If you want to save everything you have done in the work session you can via save.image()
save.image(file = "mywork_jan182018.RData")
summary(dataname)
will give you a snapshot of your data
glimpse(dataname)
does the same if you are using the tidyverse
library
dim(dataname)
will give you the dimensions of the data frame
str(dataname)
will give you the structure of the data frame … each variable’s type and other details
names(dataname)
will give you the names of all columns as well as the column position (i.e., number)
head(dataname, x)
will give you the first \(x\) rows of the data frame
tail(dataname, x)
will give you the last \(x\) rows of the data frame
clean_names(dataname)
from the janitor
package will clean up messy column names (i.e., ensuring that all column names are lowercase and have no blank spaces, etc)

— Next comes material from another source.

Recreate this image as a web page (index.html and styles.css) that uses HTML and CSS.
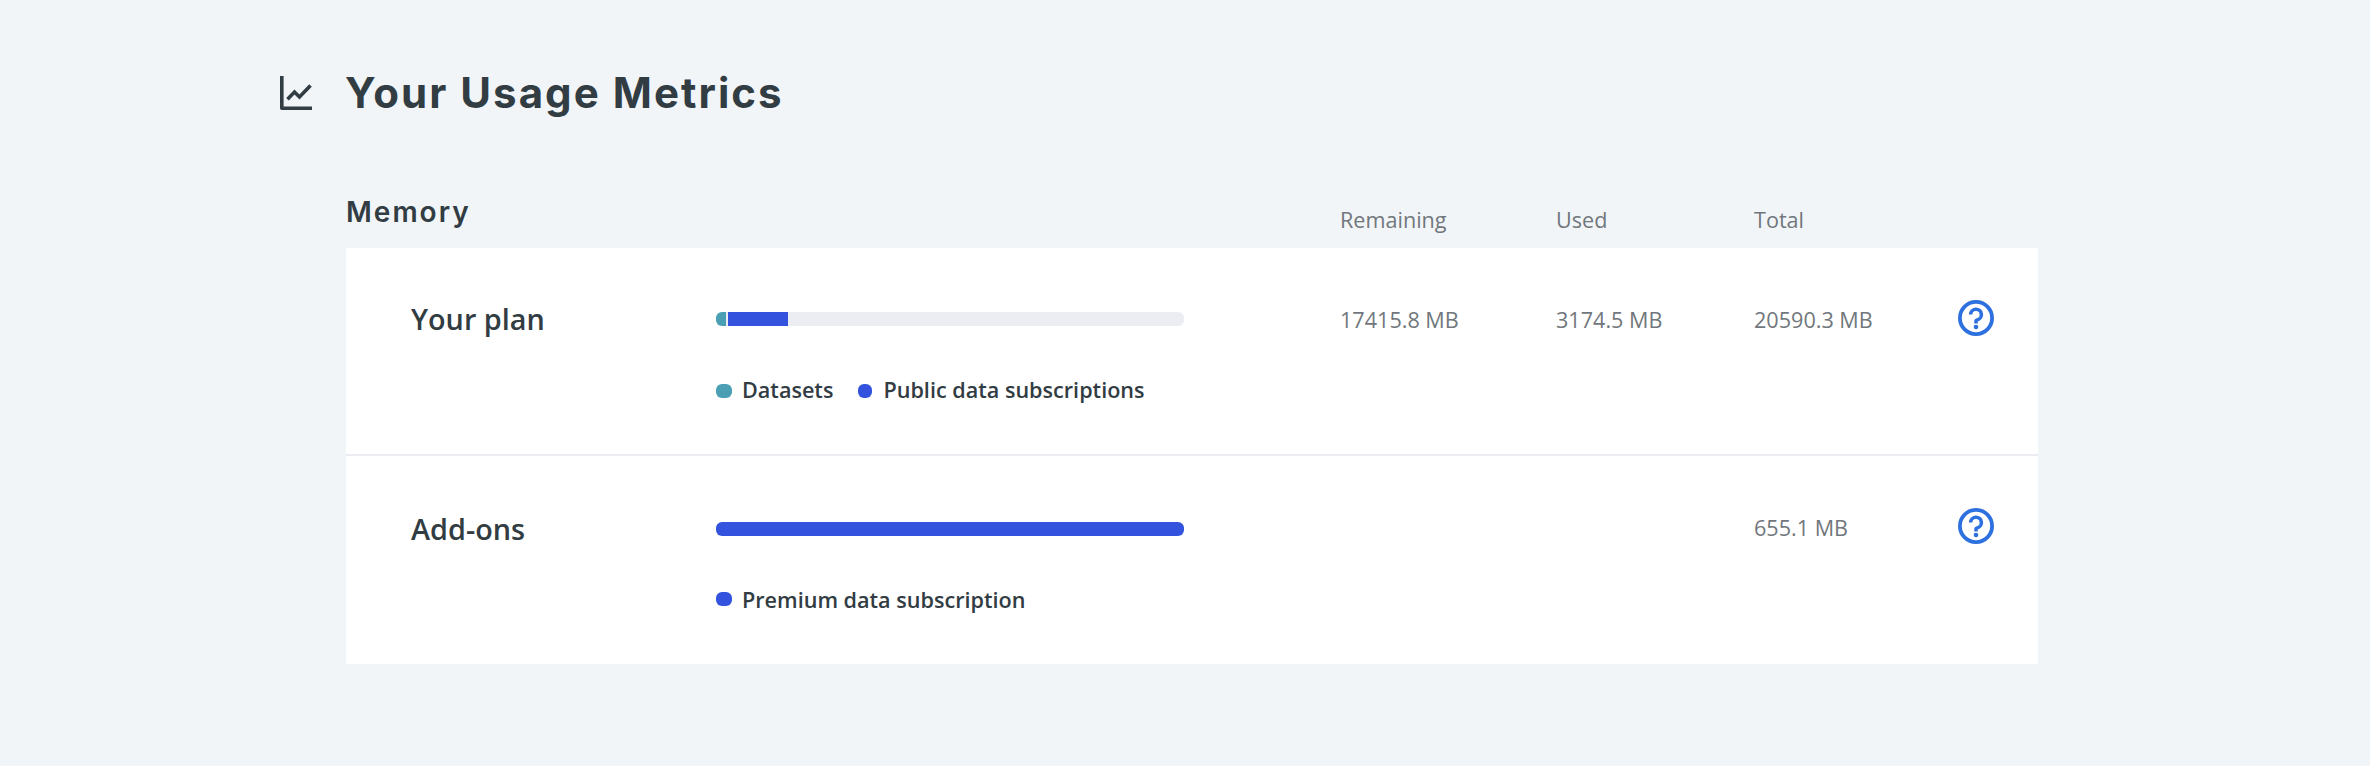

mean(varname, na.rm = TRUE)
will give you the mean of a variable
median(varname, na.rm = TRUE)
will give you the median of a variable
sd(varname, na.rm = TRUE)
will give you the standard deviation of a variable
var(varname, na.rm = TRUE)
will give you the variance of a variable
min(varname, na.rm = TRUE)
will give you the minimum of a variable
max(varname, na.rm = TRUE)
will give you the maximum of a variable
quantile(varname, p = c(0.25, 0.75), na.rm = TRUE)
will give you the first and third quartiles of a variable
scale(varname, na.rm = TRUE)
will give you z-score of a variable
Note that na.rm = TRUE
drops all cases with missing values before calculating quantities of interest. If you forget this switch you will get nothing or worse, see an error message.